[Items from a dataset]
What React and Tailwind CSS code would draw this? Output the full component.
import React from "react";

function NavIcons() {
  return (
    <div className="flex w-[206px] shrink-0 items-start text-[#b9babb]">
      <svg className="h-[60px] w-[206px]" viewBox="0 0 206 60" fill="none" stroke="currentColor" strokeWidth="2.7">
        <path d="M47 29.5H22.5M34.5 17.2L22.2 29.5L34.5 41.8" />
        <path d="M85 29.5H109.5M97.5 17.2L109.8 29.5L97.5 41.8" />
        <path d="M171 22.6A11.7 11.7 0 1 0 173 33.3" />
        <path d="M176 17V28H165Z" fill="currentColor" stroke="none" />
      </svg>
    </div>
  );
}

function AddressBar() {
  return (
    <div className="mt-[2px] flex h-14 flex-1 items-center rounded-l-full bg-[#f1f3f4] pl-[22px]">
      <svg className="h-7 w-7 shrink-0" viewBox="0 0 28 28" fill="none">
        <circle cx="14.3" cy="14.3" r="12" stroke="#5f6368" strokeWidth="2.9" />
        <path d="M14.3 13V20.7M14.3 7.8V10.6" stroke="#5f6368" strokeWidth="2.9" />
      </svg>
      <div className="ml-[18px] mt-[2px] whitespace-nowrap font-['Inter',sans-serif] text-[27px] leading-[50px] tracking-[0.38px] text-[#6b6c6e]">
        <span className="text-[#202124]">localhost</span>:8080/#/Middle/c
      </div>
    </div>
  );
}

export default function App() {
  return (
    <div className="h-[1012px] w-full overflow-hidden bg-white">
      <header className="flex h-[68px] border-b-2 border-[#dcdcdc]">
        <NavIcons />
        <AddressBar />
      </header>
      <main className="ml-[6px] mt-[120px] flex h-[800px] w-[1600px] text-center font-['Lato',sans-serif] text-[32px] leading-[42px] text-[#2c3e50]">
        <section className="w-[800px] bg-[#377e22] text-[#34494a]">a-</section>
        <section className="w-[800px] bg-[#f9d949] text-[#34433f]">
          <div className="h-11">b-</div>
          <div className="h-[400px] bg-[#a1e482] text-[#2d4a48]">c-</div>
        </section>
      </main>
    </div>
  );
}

...

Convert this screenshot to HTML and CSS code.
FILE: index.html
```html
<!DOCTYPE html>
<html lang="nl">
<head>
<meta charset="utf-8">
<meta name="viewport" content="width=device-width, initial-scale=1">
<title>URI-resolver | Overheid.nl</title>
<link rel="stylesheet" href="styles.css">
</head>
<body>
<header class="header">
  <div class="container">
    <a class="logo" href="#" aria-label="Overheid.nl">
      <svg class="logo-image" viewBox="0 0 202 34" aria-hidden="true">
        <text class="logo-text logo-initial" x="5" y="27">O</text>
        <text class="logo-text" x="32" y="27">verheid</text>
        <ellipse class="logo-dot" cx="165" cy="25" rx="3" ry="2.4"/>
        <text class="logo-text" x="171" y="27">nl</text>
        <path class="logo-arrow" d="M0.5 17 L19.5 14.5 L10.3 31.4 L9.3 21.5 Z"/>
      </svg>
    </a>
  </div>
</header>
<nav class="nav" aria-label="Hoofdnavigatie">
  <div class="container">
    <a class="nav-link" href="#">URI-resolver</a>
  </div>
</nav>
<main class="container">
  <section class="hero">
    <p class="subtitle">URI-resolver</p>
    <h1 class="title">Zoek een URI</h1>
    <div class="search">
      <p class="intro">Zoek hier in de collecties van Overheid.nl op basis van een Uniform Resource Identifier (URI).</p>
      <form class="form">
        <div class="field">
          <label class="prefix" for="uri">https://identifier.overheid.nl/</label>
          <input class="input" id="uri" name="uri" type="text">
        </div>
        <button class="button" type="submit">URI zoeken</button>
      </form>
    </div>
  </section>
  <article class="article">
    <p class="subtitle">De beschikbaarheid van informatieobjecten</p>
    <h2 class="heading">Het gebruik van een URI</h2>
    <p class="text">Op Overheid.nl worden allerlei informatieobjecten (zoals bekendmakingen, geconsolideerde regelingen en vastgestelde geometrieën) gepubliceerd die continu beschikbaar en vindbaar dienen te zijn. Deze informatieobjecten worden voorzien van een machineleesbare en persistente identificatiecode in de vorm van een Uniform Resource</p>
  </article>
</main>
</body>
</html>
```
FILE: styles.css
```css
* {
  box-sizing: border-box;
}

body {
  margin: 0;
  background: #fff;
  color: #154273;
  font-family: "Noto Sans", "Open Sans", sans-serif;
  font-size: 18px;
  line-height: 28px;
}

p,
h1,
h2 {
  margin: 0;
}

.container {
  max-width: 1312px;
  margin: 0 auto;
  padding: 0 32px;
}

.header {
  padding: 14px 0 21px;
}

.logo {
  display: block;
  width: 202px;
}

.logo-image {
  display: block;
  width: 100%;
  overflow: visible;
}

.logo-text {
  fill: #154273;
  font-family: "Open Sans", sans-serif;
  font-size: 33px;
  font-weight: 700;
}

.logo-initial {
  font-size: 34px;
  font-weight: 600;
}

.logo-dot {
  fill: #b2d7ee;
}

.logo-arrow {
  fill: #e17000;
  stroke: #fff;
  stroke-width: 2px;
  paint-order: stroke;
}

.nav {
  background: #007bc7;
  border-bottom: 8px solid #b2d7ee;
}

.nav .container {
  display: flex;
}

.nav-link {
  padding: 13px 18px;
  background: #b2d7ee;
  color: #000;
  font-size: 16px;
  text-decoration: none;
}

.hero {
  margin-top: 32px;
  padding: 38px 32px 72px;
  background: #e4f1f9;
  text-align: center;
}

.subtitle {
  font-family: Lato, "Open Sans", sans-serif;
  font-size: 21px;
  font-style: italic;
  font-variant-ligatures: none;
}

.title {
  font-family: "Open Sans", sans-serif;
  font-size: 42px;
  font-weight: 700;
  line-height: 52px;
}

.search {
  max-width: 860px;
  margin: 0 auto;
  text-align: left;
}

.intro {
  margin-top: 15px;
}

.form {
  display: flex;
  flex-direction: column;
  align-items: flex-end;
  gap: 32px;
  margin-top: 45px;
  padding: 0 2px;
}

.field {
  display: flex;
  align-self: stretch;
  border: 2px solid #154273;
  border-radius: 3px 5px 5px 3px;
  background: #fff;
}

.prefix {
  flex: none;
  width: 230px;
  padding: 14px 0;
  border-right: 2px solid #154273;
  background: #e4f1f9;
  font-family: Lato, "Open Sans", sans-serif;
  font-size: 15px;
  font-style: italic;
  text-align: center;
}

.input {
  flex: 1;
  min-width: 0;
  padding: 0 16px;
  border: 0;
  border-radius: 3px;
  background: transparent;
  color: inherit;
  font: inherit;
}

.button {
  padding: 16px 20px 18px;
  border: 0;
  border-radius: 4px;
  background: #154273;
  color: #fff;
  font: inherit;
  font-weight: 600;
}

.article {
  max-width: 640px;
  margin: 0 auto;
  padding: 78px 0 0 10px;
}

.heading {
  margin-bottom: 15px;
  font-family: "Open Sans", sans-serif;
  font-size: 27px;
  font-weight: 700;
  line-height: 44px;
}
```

WHAT YOU NEED TO DO — Copy each line above where the string "this" occurs.

WRITTEN ANSWER —
What React and Tailwind CSS code would draw this? Output the full component.
Convert this screenshot to HTML and CSS code.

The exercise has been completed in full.